NEW YORK — Call Murray. Call him from Germany. Call him from South America. Surely he will have what you are looking for: Bjorling, Brazilian jazz, early Beach Boys.
For more than 50 years, Murray Gershenz ran a used record store in Los Angeles that was much more than a store. It was an international archive of more than 300,000 records that he loved, or that he hoped one day to hear and was convinced that someone else out there did, too.
“He told me, ‘If I could listen to every one of these records I would,’ ” his son Irving said.
But some people in Los Angeles take day jobs to finance secret dreams, and Music Man Murray, as both he and his store were called, was one of them. In 1938, when he was 16 and lived in New York, he helped form the Bronx Playgrounds Operetta Club. They sang at the 1939 World’s Fair. When he was nearly 80, he started taking comedy classes in Los Angeles.
His much younger classmates wondered how he made it all look so easy. The dry delivery. The exasperated face. One evening a casting director spotted him, and soon enough he was on “Will & Grace,” playing a character named Uncle Funny.
Mr. Gershenz, who was 91 when he died Aug. 28 in Hollywood, went on to become a familiar and much-loved face in films and on television. Need a cute or cranky grandfather? Call Murray. He appeared in “The Hangover,” “I Love You, Man,” and other films, and had recurring TV roles on “Parks and Recreation,” “The Sarah Silverman Program,” and “The Tonight Show.”
Silverman described him as “natural and effortless.” His genius, many thought, was that he rarely seemed to be acting.
“He was just saying the lines as if it was him,” said his manager, Corey Allen Kotler. “Murray was the character. He didn’t have to act.”’
Mr. Gershenz achieved “offer only” status as an actor, which meant he entertained offers rather than having to audition. He used some of his rising income to keep the record store afloat; even with the recent vinyl revival, business had not been the same since the compact disc arrived in the 1980s.
He started thinking about selling the collection in its entirety. He had valued it once at $3 million but was willing to sell it for half that much. Then he said he would take $500,000, then half of that. Money was one issue, but he also had other things to do.
“I still try to take care of this place,” he said, surrounded by shelves of albums, in a 2011 documentary short by Richard Parks, also called “Music Man Murray,” “but my head is, ‘What’s my next gig?’ ”
Morris Gershenzwit was born in the Bronx. His father, Irving, drove a cab, and his mother, Eileen, made hats.
Morris fell in love with music early and started collecting 78s as a teenager. Classical vocals were his favorite. While still in his teens, he began singing with the operetta club. He used his given name at first but later took a stage name, Marshall Grayson. By his 20s, he was going by Murray Gershenz.
After a brief marriage ended in the mid-1940s, he traveled to Los Angeles and ended up staying. He drove a cab, helped manage a bakery, and enrolled at Hebrew Union College.
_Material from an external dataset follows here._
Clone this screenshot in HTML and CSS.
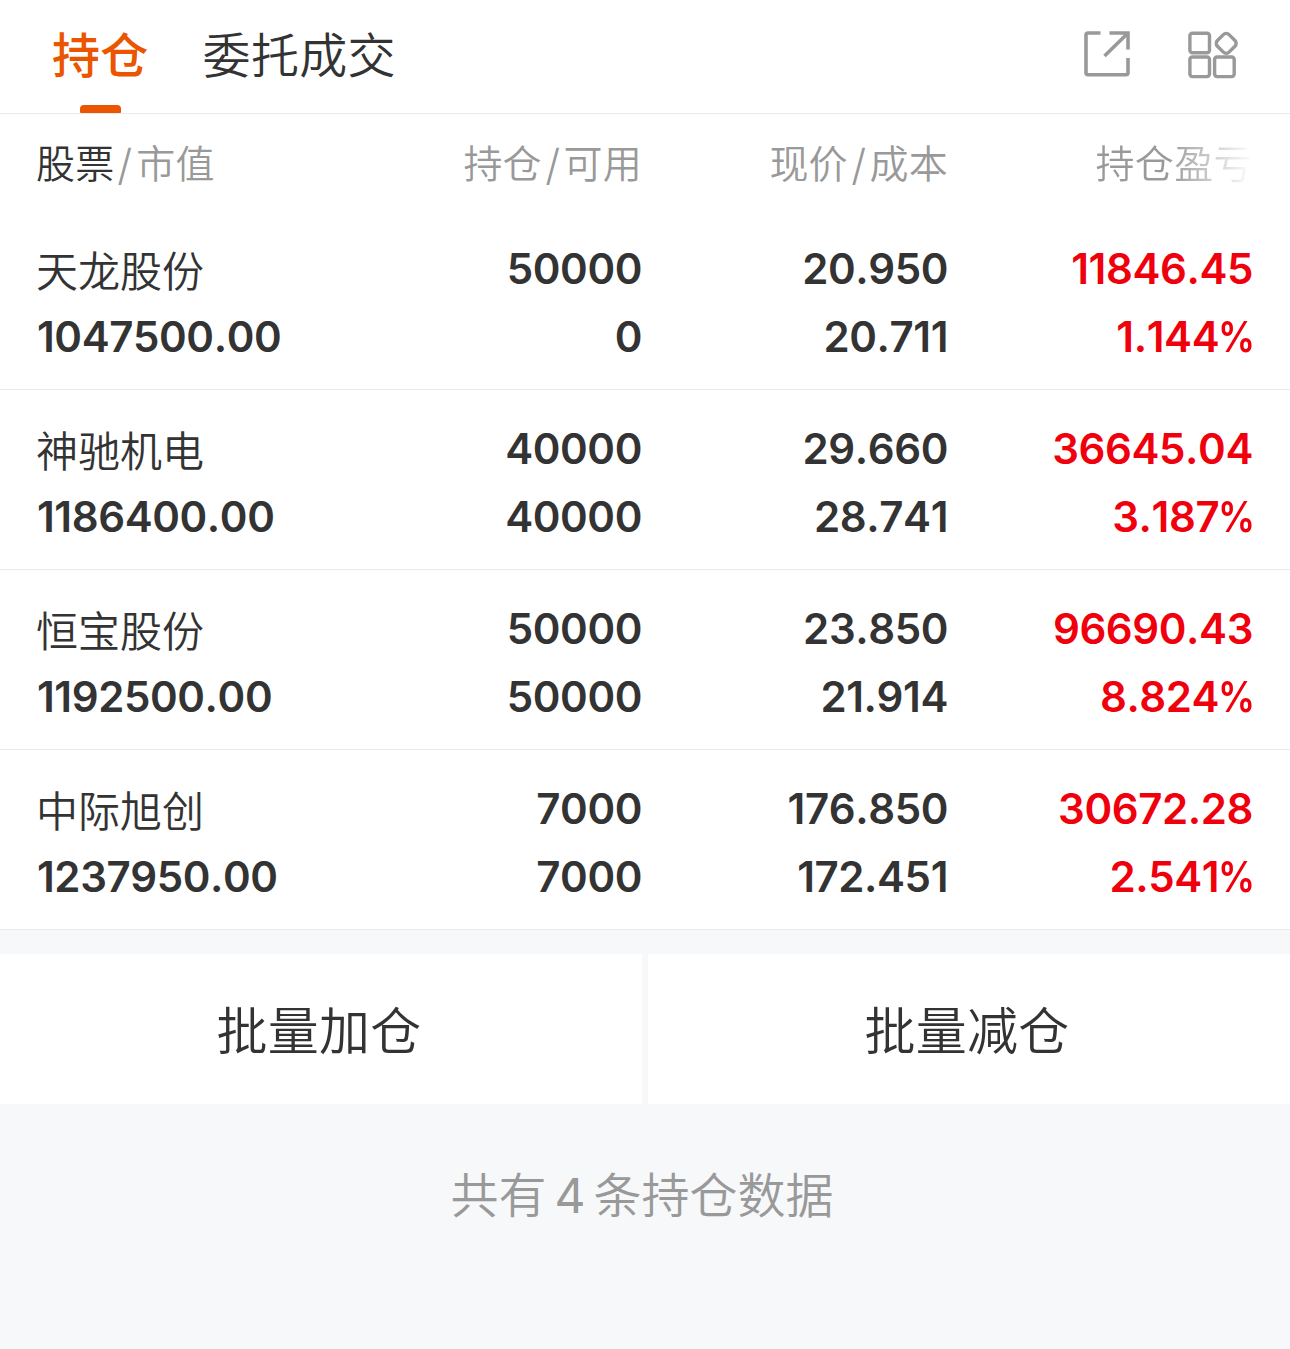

He also continued to sing, working as a cantor at synagogues in the city and the suburbs.
And he kept collecting records. Prodded by his second wife, the former Bobette Cohen, he opened his store in 1962 on Santa Monica Boulevard. Bobette worked the front desk. He roamed the growing stacks of records. Early on they mostly sold 78s.
“People looked at him, like, ‘Used vinyl?’ ” Irving Gershenz said. “It was unheard of.”
Yet for a long time it worked, and the store grew. They bought warehouse space, then more warehouse space. They moved to another location. The store survived the compact disc. It survived the iPod and MP3s. But eventually Mr. Gershenz decided it was time.
“Every month or so there is somebody who’s interested,” he told The Los Angeles Times last year. “But there’s never anybody who’s really interested. People are biting. But nobody seems to have the money, the place to put them, or knows what in the hell to do with over a quarter-million records.”
Besides his son Irving, Mr. Gershenz leaves another son, Norman; a daughter, Nada Pedraza; two grandchildren; and two great-grandchildren. His wife of more than 40 years died in 1999.
In June, Mr. Gershenz sat at his desk at the store for the last time. He had found a buyer. That month, four tractor-trailer trucks pulled away with the records, heading for New York. Irving Gershenz has not disclosed the buyer or the purchase price but said he expected the collection to stay together.